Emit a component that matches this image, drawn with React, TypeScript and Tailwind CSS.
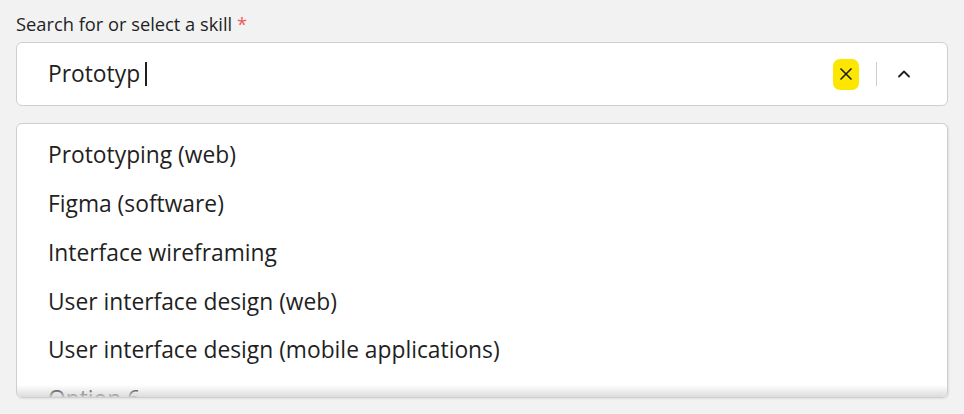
import { X, ChevronUp } from "lucide-react";

const OPTIONS = [
  "Prototyping (web)",
  "Figma (software)",
  "Interface wireframing",
  "User interface design (web)",
  "User interface design (mobile applications)",
  "Option 6",
  "Option 7",
];

export default function App() {
  return (
    <div className="min-h-screen bg-[#f2f2f2] px-4 pt-[11px] text-[#1f1f1f] font-['Open_Sans',sans-serif]">
      <label className="block text-[18.3px] leading-[26px]">
        Search for or select a skill <span className="text-[#ec5b5b]">*</span>
      </label>

      <div className="mt-[5px] flex h-[64px] items-center rounded-[6px] border border-[#cfcfcf] bg-white pl-[31px] pr-[33px]">
        <div className="flex flex-1 items-center text-[22.8px]">
          <span>Prototyp</span>
          <span className="ml-[5px] h-[24px] w-[1.5px] bg-[#1f1f1f]" />
        </div>
        <div className="flex h-[31px] w-[26px] items-center justify-center rounded-[7px] bg-[#fde700]">
          <X size={20} strokeWidth={2} className="text-[#1f1f1f]" />
        </div>
        <div className="ml-[17px] mr-[17px] h-[24px] w-px bg-[#cfcfcf]" />
        <ChevronUp size={20} strokeWidth={2.2} className="text-[#1f1f1f]" />
      </div>

      <div className="relative mt-[17px] h-[275px] overflow-hidden rounded-[6px] border border-[#cfcfcf] bg-white shadow-[1px_1px_2px_rgba(0,0,0,0.08)]">
        <ul className="pt-[7px]">
          {OPTIONS.map((o) => (
            <li key={o} className="flex h-[48.8px] items-center pl-[31px] text-[22.8px]">
              {o}
            </li>
          ))}
        </ul>
        <div className="pointer-events-none absolute inset-x-0 bottom-0 h-[12px] bg-gradient-to-b from-white/0 to-[#d8d8d8]/90" />
      </div>
    </div>
  );
}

--

=== Directions ===
Extract all the data above exactly, excluding every picture.

=== Finished task ===
Emit a component that matches this image, drawn with React, TypeScript and Tailwind CSS.
import { X, ChevronUp } from "lucide-react";

const OPTIONS = [
  "Prototyping (web)",
  "Figma (software)",
  "Interface wireframing",
  "User interface design (web)",
  "User interface design (mobile applications)",
  "Option 6",
  "Option 7",
];

export default function App() {
  return (
    <div className="min-h-screen bg-[#f2f2f2] px-4 pt-[11px] text-[#1f1f1f] font-['Open_Sans',sans-serif]">
      <label className="block text-[18.3px] leading-[26px]">
        Search for or select a skill <span className="text-[#ec5b5b]">*</span>
      </label>

      <div className="mt-[5px] flex h-[64px] items-center rounded-[6px] border border-[#cfcfcf] bg-white pl-[31px] pr-[33px]">
        <div className="flex flex-1 items-center text-[22.8px]">
          <span>Prototyp</span>
          <span className="ml-[5px] h-[24px] w-[1.5px] bg-[#1f1f1f]" />
        </div>
        <div className="flex h-[31px] w-[26px] items-center justify-center rounded-[7px] bg-[#fde700]">
          <X size={20} strokeWidth={2} className="text-[#1f1f1f]" />
        </div>
        <div className="ml-[17px] mr-[17px] h-[24px] w-px bg-[#cfcfcf]" />
        <ChevronUp size={20} strokeWidth={2.2} className="text-[#1f1f1f]" />
      </div>

      <div className="relative mt-[17px] h-[275px] overflow-hidden rounded-[6px] border border-[#cfcfcf] bg-white shadow-[1px_1px_2px_rgba(0,0,0,0.08)]">
        <ul className="pt-[7px]">
          {OPTIONS.map((o) => (
            <li key={o} className="flex h-[48.8px] items-center pl-[31px] text-[22.8px]">
              {o}
            </li>
          ))}
        </ul>
        <div className="pointer-events-none absolute inset-x-0 bottom-0 h-[12px] bg-gradient-to-b from-white/0 to-[#d8d8d8]/90" />
      </div>
    </div>
  );
}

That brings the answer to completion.